En la oscuridad de la noche, que, como explica Benedicto XVI, representa el alejamiento de Dios, el ofuscamiento de la verdad, una situación en la que uno no ve al otro, el espacio en el que el mal y la muerte pueden prosperar, Jesús hace resplandecer el nuevo día de Dios[1]; día en el que podemos ver con claridad la realidad y el camino del auténtico progreso; día que nos eleva hacia la vida verdadera, libre, plena y eternamente feliz de Dios.
Jesús, unido al Padre, ha venido a ayudarnos. Nos limpia de la oscura y mortal suciedad del pecado, como recuerda san Agustín[2]. Y lo hace con su propia sangre ¡dando su vida! Esto es lo que expresa al lavar los pies de sus discípulos. Él, el Hijo de Dios, creador de todas las cosas, sabe que el servicio es parte del amor, y por lo tanto, parte esencial de su identidad.
Por eso, al hacernos partícipes de su filiación divina, nos invita a amarnos los unos a los otros, como Él nos ha amado[3]. “Les he dado ejemplo –nos dice–, para que lo que yo he hecho con ustedes, también ustedes lo hagan”. Jesús nos enseña que sólo es posible realizarnos y alcanzar un desarrollo integral ayudándonos unos a otros. Por eso, el Papa Francisco nos pide preguntarnos: “¿Estoy verdaderamente dispuesta o dispuesto a servir, a ayudar al otro?” [4].

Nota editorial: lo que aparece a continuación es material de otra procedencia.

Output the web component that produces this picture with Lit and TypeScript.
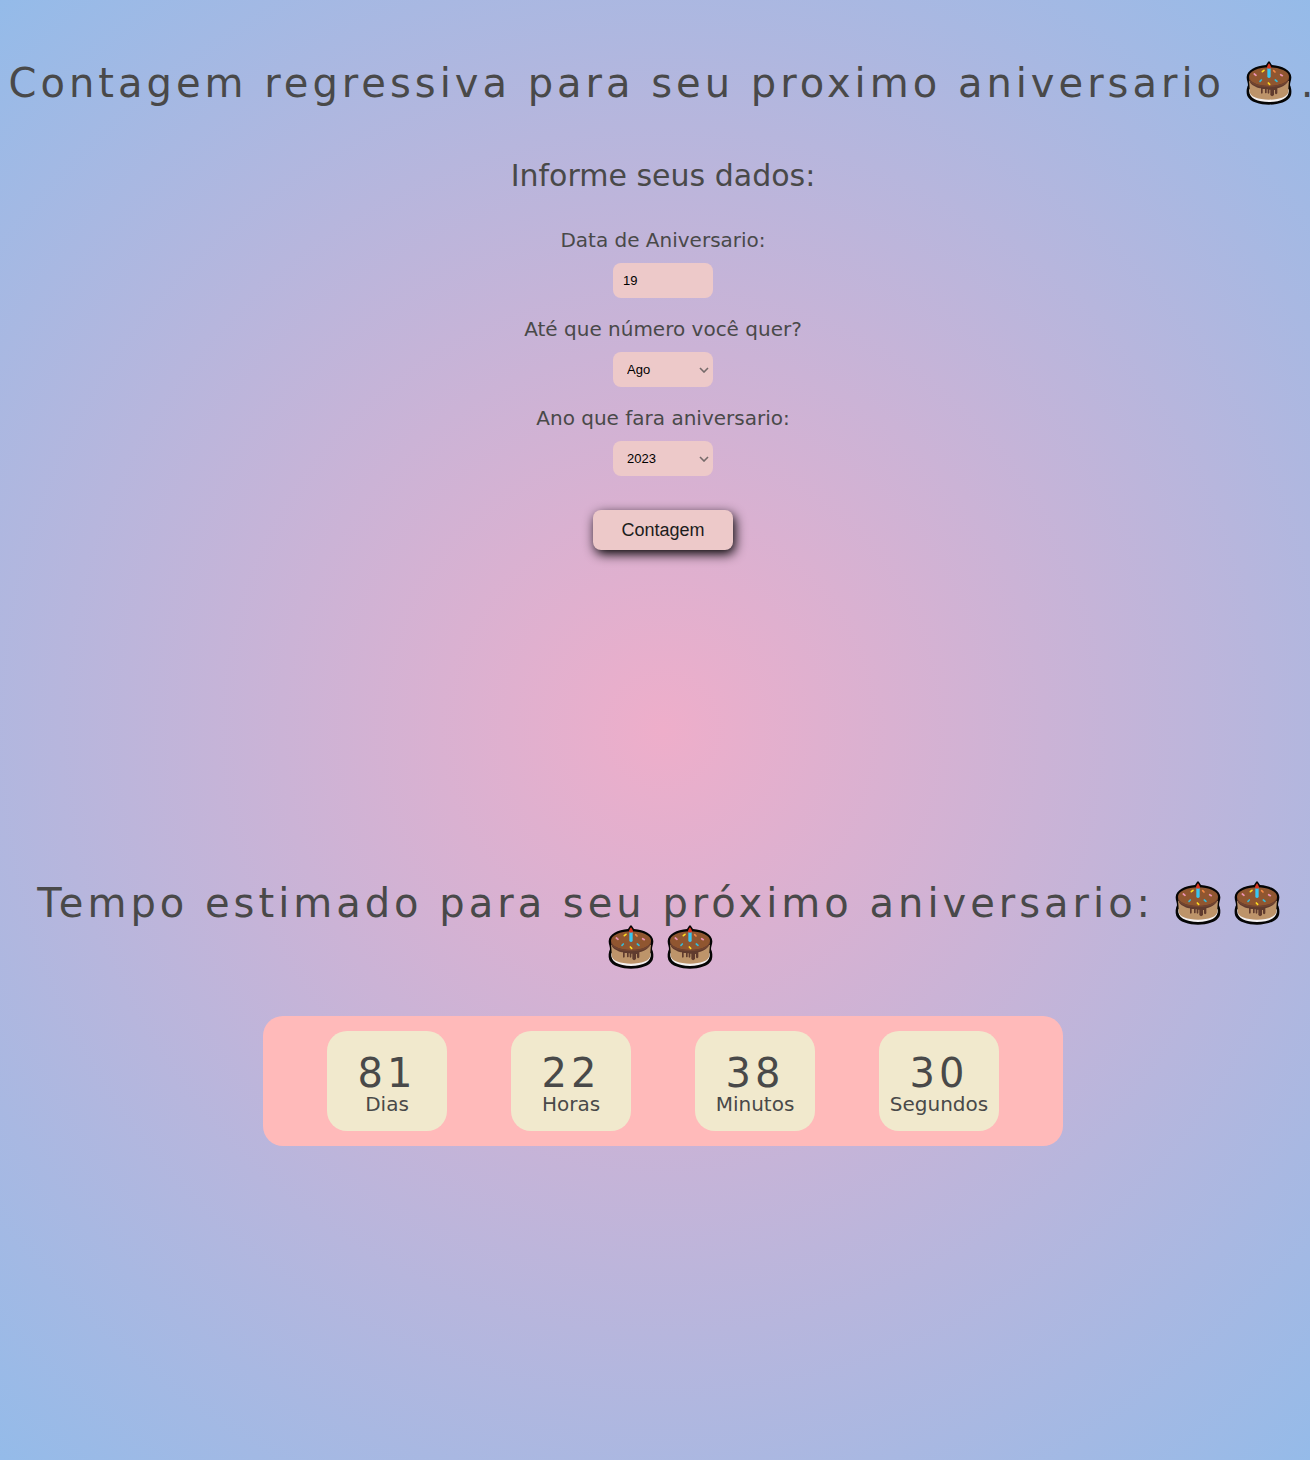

Preguntémonos: ¿Ayudo a mi esposa, a mi esposo, a mis hijos, a papá, a mamá, a mis hermanos, a la novia, al novio, a los amigos, a los vecinos, a los compañeros de la escuela, del trabajo y a la gente más necesitada a que alcance una vida digna, libre, plena y eterna?
Para que podamos amar y ayudar, Jesús nos alimenta con el sacramento de su cuerpo y de su sangre, prefigurado en el codero de la Pascua Judía, cuya sangre libró de la esclavitud y de la muerte a los israelitas[5]. En la Eucaristía, que instituyó la noche en que iba ser entregado[6], el Señor nos une a Dios y a su Iglesia, y nos fortalece para que ayudemos a los demás, con la esperanza de alcanzar la vida eterna y de resucitar con Él el último día[7].
¿Cómo le pagaremos tanto bien? Levantando el cáliz de la salvación e invocando su nombre[8], en la Misa dominical. Y conscientes de que este don puede perpetuarse gracias a que en la última Cena Jesús hizo partícipes de su sacerdocio único y eterno a sus apóstoles y a sus sucesores, los obispos y sus colaboradores los presbíteros, pidamos por ellos, para que sean fieles a su misión, y supliquemos que nos conceda muchos sacerdotes, de modo que se siga cumpliendo su mandato de amor: “Hagan esto en memoria mía”[9]
[1] Homilía Jueves Santo 5 de abril de 2012.
[2] Ut supra.
[3] Cfr. Aclamación: Jn 13,34.
[4] Homilía Jueves Santo 28 de marzo de 2013.
[5] Cfr. 1ª Lectura: Ex 12,1-8.11-14.
[6] Cfr. 2ª Lectura: 1 Cor 11, 23-26.
[7] Cfr. JUAN PABLO II, Ecclesia de Eucharistia, nn. 12-20.
[8] Cfr. Sal 115.
[9] Cfr. 2ª Lectura: 1 Cor 11, 23-26.